How do we stop ourselves from fulfilling our fates as suicidally productive drones in a carbon-addicted hive, destroying ourselves in some kind of psychopathic colony collapse disorder?

—Roy Scranton

Spanish Urban Ecocriticism

In 1999, Michael Bennett and David W. Teague complained about ‘the historical gap between environmentalism, cultural studies, and the urban experience’. These urban cultural scholars had noticed that ecocriticism paid insufficient attention to the urban environment and that there was a need for an urban ecological cultural criticism. In response, they edited a volume of essays—The Nature of Cities: Ecocriticism and Urban Environments—intended to ‘provide the parameters for an urban ecocriticism that offers the ecological component often missing from cultural analyses of the city and the urban perspective often lacking in environmental approaches to contemporary culture’. Although cultural critics’ interest in urban ecocriticism today is greater than ever before, it is still relatively scarce, and there is plenty of room for further scholarly explorations of the topic. In a recent book, Urban Ecologies, Christopher Schliephake rightly argues that

urban life, rather than constituting a solely human-dominated domain, is conditioned by the interaction with nonhuman life forms and agents— interactions that are themselves subject to public debate and cultural imagination. In other words, spatial-material processes constitute the framework of urban life, and it is on the cultural-discursive level that their inner workings and interrelations are reflected and imbued with meaning. It is in and through culture that urbanity emerges as an ecological system.

Schliephake finds that cultural urban ecology proves very fruitful for ‘the analysis of cultural representations of contemporary urbanity’.
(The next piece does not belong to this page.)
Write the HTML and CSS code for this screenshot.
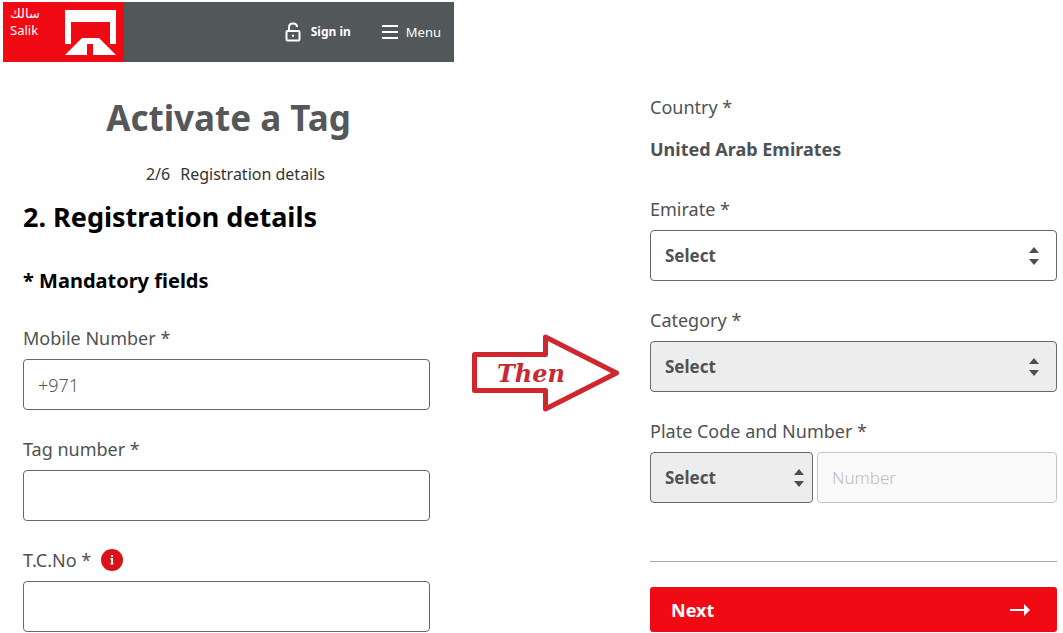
FILE: index.html
```html
<!DOCTYPE html>
<html lang="en">
<head>
<meta charset="utf-8">
<meta name="viewport" content="width=device-width, initial-scale=1">
<title>Activate a Tag</title>
<link rel="stylesheet" href="styles.css">
</head>
<body>
<main class="steps">
  <section class="panel">
    <header class="topbar">
      <a class="brand" href="#">
        <span class="brand-name"><span class="brand-arabic" lang="ar" dir="rtl">سالك</span><span>Salik</span></span>
        <svg class="brand-mark" width="51" height="46" viewBox="0 0 51 46" aria-hidden="true">
          <path fill="#fff" d="M0 0H51V34H45V12H6V34H0ZM17 28H34L51 45H28V34H22V45H0Z"/>
        </svg>
      </a>
      <nav class="topnav">
        <a class="nav-link nav-strong" href="#">
          <svg width="16" height="20" viewBox="0 0 16 20" fill="none" stroke="#fff" stroke-width="2" aria-hidden="true">
            <rect x="1.5" y="9" width="13" height="9.500" rx="1"/>
            <path d="M4 9V5.500Q4 1.500 8 1.500Q12 1.500 12 5"/>
            <path d="M7 13.700H9"/>
          </svg>
          Sign in
        </a>
        <button class="nav-link" type="button">
          <svg width="16" height="14" viewBox="0 0 16 14" stroke="#fff" stroke-width="2" aria-hidden="true"><path d="M0 1H16M0 7H16M0 13H16"/></svg>
          Menu
        </button>
      </nav>
    </header>
    <div class="panel-body">
      <h1 class="title">Activate a Tag</h1>
      <p class="progress"><span>2/6</span><span>Registration details</span></p>
      <h2 class="heading">2. Registration details</h2>
      <p class="mandatory">* Mandatory fields</p>
      <form class="fields">
        <div class="field">
          <label class="label" for="mobile">Mobile Number *</label>
          <input class="control" id="mobile" type="tel" placeholder="+971">
        </div>
        <div class="field">
          <label class="label" for="tag">Tag number *</label>
          <input class="control" id="tag" type="text">
        </div>
        <div class="field">
          <div class="label-row">
            <label class="label" for="tcno">T.C.No *</label>
            <button class="info" type="button" aria-label="About T.C.No">
              <svg width="22" height="22" viewBox="0 0 22 22" aria-hidden="true">
                <circle cx="11" cy="11" r="11" fill="#d9121c"/>
                <path fill="#fff" d="M10 6H12V8H10ZM9.500 9H12V14H12.500V15.500H9.500V14H10V10.500H9.500Z"/>
              </svg>
            </button>
          </div>
          <input class="control" id="tcno" type="text">
        </div>
      </form>
    </div>
  </section>

  <div class="then">
    <svg class="then-shape" width="150" height="80" viewBox="0 0 150 80" aria-hidden="true">
      <path d="M4.500 22.500H75.500V5L146.500 41L75.500 77V58.500H4.500Z" fill="#fff" stroke="#d0272f" stroke-width="5" stroke-linejoin="round"/>
    </svg>
    <span class="then-text">Then</span>
  </div>

  <form class="panel vehicle">
    <div class="country">
      <span class="label">Country *</span>
      <strong class="country-name">United Arab Emirates</strong>
    </div>
    <div class="fields">
      <div class="field">
        <label class="label" for="emirate">Emirate *</label>
        <div class="picker">
          <select class="control" id="emirate"><option>Select</option></select>
          <svg class="picker-icon" width="10" height="20" viewBox="0 0 10 20" aria-hidden="true"><path fill="#4c4f51" d="M0 7L5 1L10 7ZM0 13H10L5 19Z"/></svg>
        </div>
      </div>
      <div class="field">
        <label class="label" for="category">Category *</label>
        <div class="picker">
          <select class="control" id="category" disabled><option>Select</option></select>
          <svg class="picker-icon" width="10" height="20" viewBox="0 0 10 20" aria-hidden="true"><path fill="#4c4f51" d="M0 7L5 1L10 7ZM0 13H10L5 19Z"/></svg>
        </div>
      </div>
      <div class="field">
        <label class="label" for="plate-code">Plate Code and Number *</label>
        <div class="plate">
          <div class="picker picker-narrow">
            <select class="control" id="plate-code" disabled><option>Select</option></select>
            <svg class="picker-icon" width="10" height="20" viewBox="0 0 10 20" aria-hidden="true"><path fill="#4c4f51" d="M0 7L5 1L10 7ZM0 13H10L5 19Z"/></svg>
          </div>
          <input class="control" type="text" placeholder="Number" aria-label="Plate number" disabled>
        </div>
      </div>
    </div>
    <hr class="divider">
    <button class="next" type="button">
      Next
      <svg width="20" height="12" viewBox="0 0 20 12" aria-hidden="true"><path d="M0 6H16" stroke="#fff" stroke-width="2"/><path fill="#fff" d="M14 0L20 6L14 12Z"/></svg>
    </button>
  </form>
</main>
</body>
</html>
```
FILE: styles.css
```css
* {
  box-sizing: border-box;
}

body {
  margin: 0;
  background: #fff;
  color: #4f5254;
  font-family: "Noto Sans", "DejaVu Sans", sans-serif;
  font-size: 18px;
  line-height: 24px;
}

h1, h2, p {
  margin: 0;
}

input, select, button {
  font: inherit;
  color: inherit;
}

.steps {
  display: grid;
  grid-template-columns: 451fr 196fr 407fr;
  padding: 2px 6px 0 3px;
}

.topbar {
  display: flex;
  justify-content: space-between;
  align-items: center;
  height: 60px;
  background: #525759;
  color: #fff;
}

.brand {
  display: flex;
  justify-content: space-between;
  align-self: stretch;
  width: 121px;
  padding: 4px 8px 0 7px;
  background: #f00a14;
  color: #fff;
  text-decoration: none;
}

.brand-name {
  display: flex;
  flex-direction: column;
  align-items: flex-start;
  font-size: 13px;
  line-height: 16px;
}

.brand-arabic {
  font-family: "DejaVu Sans", sans-serif;
}

.brand-mark {
  margin-top: 4px;
}

.topnav {
  display: flex;
  gap: 31px;
  padding-right: 13px;
}

.nav-link {
  display: flex;
  align-items: center;
  gap: 8px;
  padding: 0;
  border: 0;
  background: none;
  color: #fff;
  font-size: 13px;
  line-height: 20px;
  text-decoration: none;
}

.nav-strong {
  gap: 10px;
  font-size: 12px;
  font-weight: 700;
}

.panel-body {
  padding: 32px 24px 0 20px;
}

.title {
  padding-left: 4px;
  color: #555759;
  font-size: 35px;
  line-height: 48px;
  text-align: center;
}

.progress {
  display: flex;
  justify-content: center;
  gap: 10px;
  margin-top: 20px;
  padding-left: 18px;
  color: #333;
  font-size: 16px;
}

.heading {
  margin-top: 11px;
  color: #000;
  font-size: 27px;
  line-height: 40px;
}

.mandatory {
  margin-top: 32px;
  color: #000;
  font-size: 20px;
  font-weight: 700;
}

.fields {
  display: grid;
  gap: 27px;
}

.panel-body .fields {
  margin-top: 33px;
}

.field {
  display: grid;
  gap: 9px;
}

.label-row {
  display: flex;
  align-items: center;
  gap: 10px;
}

.info {
  display: flex;
  padding: 0;
  border: 0;
  background: none;
}

.control {
  width: 100%;
  min-width: 0;
  height: 51px;
  padding: 0 14px;
  border: 1px solid #66696b;
  border-radius: 4px;
  background: #fff;
  color: #4f5254;
}

.control::placeholder {
  color: #55585a;
  font-weight: 300;
  opacity: 1;
}

.picker {
  position: relative;
}

.picker .control {
  appearance: none;
  font-size: 17px;
  font-weight: 700;
  opacity: 1;
}

.picker .control:disabled {
  background: #ededed;
}

.picker-icon {
  position: absolute;
  top: 16px;
  right: 18px;
  pointer-events: none;
}

.picker-narrow .picker-icon {
  right: 9px;
}

.plate {
  display: grid;
  grid-template-columns: 163fr 240fr;
  gap: 4px;
}

.plate > .control:disabled {
  border-color: #c4c4c4;
  background: #fafafa;
  font-size: 17px;
}

.plate > .control::placeholder {
  color: #bcbcbc;
}

.then {
  position: relative;
  justify-self: start;
  align-self: start;
  margin: 330px 0 0 16px;
}

.then-shape {
  display: block;
}

.then-text {
  position: absolute;
  top: 30px;
  left: 27px;
  color: #c62a35;
  font-family: "DejaVu Serif", serif;
  font-size: 24px;
  font-style: italic;
  font-weight: 700;
}

.vehicle {
  padding-top: 93px;
}

.country {
  display: grid;
  gap: 18px;
  margin-bottom: 36px;
}

.divider {
  height: 1px;
  margin: 58px 0 25px;
  border: 0;
  background: #a6a6a6;
}

.next {
  display: flex;
  justify-content: space-between;
  align-items: center;
  width: 100%;
  height: 45px;
  padding: 0 27px 0 21px;
  border: 0;
  border-radius: 3px;
  background: #f00a14;
  color: #fff;
  font-weight: 700;
}
```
Of course, these cultural urban ecocritical approaches are still extremely rare in Spanish cultural studies, where frameworks born of ecocriticism or urban studies were never fluid, let alone convergent. Spanish ecocriticism is only now emerging timidly. Nevertheless, the last decade has seen an impressive growth of scholarship in Iberian literary and cultural studies that places the city at the forefront of its cultural analysis, following the pioneering works of scholars such as Susan Larson, Malcolm Compitello, and Joan Ramon Resina. Special issues focusing on Hispanic cities and culture have mushroomed over the last decade in academic journals such as Letras Peninsulares, Colorado Review, Letras Femeninas, Ciberletras, and the Arizona Journal of Hispanic Cultural Studies.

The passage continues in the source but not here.